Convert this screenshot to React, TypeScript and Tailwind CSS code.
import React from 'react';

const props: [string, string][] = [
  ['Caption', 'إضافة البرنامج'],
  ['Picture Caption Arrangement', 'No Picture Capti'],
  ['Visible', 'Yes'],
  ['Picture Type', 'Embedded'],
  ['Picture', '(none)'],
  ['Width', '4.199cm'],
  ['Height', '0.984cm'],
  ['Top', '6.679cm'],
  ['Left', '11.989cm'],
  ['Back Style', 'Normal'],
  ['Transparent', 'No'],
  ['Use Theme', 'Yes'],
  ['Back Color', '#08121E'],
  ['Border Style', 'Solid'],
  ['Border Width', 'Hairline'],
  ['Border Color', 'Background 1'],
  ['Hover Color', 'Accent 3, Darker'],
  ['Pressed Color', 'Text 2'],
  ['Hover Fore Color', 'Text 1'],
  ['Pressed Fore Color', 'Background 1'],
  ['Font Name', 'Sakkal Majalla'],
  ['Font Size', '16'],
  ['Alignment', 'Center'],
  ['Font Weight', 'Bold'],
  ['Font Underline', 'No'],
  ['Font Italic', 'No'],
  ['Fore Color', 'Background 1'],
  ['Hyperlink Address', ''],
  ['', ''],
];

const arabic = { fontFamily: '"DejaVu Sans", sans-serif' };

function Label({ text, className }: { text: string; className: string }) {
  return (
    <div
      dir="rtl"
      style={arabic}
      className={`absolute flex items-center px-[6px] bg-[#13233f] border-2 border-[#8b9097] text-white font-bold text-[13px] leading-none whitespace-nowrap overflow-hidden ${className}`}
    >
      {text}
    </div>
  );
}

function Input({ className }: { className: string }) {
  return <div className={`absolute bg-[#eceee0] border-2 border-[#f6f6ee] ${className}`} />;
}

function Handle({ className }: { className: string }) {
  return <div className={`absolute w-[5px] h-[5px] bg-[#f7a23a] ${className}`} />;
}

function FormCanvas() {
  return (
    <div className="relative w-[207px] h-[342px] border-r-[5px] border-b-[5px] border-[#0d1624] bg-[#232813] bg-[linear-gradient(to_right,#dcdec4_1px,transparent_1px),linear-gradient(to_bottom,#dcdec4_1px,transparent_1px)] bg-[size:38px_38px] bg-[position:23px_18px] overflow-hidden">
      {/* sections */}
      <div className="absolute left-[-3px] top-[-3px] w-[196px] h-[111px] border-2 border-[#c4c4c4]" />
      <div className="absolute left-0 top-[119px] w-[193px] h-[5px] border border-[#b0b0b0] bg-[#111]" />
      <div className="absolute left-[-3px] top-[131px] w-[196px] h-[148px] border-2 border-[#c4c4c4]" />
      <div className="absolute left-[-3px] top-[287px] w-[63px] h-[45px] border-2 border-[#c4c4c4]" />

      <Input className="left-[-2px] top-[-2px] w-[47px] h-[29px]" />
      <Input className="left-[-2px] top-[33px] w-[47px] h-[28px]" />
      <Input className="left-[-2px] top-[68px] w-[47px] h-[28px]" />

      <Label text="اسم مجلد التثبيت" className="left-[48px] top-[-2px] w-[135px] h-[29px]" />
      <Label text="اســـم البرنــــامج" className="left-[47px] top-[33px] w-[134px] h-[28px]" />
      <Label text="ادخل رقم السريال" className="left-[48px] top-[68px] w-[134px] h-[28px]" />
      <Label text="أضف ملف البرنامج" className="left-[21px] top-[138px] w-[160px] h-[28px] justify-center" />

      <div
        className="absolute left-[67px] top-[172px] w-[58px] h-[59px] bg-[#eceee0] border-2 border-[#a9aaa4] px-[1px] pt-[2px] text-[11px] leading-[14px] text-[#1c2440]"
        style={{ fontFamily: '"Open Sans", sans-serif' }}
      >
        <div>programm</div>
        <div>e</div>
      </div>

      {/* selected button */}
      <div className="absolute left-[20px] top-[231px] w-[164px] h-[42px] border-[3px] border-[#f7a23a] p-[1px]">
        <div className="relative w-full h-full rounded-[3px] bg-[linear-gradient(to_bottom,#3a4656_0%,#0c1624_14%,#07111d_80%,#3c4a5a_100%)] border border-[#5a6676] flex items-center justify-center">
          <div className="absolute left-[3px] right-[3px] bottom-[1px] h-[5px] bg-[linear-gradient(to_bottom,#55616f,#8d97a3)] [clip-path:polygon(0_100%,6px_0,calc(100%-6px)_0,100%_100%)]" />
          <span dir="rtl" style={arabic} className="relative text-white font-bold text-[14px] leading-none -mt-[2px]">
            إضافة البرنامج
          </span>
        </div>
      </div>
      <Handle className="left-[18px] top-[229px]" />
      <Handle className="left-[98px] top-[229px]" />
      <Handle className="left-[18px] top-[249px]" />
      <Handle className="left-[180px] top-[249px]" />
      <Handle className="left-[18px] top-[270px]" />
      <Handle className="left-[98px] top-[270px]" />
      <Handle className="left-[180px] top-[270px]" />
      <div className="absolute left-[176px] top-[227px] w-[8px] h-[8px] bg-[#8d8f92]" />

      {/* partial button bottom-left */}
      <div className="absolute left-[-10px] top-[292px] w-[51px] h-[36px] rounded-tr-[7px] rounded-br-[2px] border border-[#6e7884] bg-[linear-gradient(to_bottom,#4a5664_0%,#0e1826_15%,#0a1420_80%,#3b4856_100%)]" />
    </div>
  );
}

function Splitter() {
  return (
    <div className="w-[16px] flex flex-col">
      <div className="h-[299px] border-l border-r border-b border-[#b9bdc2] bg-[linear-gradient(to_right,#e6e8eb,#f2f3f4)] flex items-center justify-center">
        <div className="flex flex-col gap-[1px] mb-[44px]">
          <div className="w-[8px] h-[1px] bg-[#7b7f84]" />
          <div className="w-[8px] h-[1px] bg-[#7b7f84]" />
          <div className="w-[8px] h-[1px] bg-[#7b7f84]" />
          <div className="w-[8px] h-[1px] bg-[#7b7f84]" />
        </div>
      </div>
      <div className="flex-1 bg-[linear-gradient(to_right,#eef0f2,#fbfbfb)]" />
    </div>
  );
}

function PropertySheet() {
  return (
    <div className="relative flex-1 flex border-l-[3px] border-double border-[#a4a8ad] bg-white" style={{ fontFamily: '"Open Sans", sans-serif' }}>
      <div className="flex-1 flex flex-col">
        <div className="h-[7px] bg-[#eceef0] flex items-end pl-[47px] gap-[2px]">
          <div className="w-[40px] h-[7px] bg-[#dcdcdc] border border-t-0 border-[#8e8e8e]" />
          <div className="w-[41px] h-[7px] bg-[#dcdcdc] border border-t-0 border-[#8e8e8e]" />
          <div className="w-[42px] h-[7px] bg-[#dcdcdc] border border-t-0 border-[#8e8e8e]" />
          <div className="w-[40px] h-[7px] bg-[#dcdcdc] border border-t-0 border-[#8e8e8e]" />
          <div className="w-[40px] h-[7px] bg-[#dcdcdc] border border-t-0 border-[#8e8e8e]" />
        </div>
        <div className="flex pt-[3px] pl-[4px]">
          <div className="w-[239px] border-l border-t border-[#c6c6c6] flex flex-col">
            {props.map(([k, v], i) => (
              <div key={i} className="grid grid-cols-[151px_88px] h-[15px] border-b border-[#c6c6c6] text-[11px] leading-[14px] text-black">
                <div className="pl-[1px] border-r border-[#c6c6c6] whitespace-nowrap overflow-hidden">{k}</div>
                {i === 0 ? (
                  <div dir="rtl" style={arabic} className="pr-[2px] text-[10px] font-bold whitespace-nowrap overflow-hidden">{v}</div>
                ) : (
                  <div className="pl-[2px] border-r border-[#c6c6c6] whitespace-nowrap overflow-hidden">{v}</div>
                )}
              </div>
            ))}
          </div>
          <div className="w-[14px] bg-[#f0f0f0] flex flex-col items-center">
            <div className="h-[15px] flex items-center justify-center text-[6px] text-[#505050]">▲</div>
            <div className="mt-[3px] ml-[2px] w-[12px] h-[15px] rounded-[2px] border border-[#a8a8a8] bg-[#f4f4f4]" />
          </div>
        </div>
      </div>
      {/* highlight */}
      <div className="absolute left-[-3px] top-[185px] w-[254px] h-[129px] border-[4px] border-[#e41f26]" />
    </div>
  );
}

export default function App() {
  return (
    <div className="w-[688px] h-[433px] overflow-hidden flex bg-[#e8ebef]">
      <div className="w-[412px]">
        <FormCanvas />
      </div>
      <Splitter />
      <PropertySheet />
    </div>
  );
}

───

*Problem*:
Print, please, the lines above from the very first through the one that holds "import React from 'react';", both included, word for word and with nothing else.

*Correct answer*:
Convert this screenshot to React, TypeScript and Tailwind CSS code.
import React from 'react';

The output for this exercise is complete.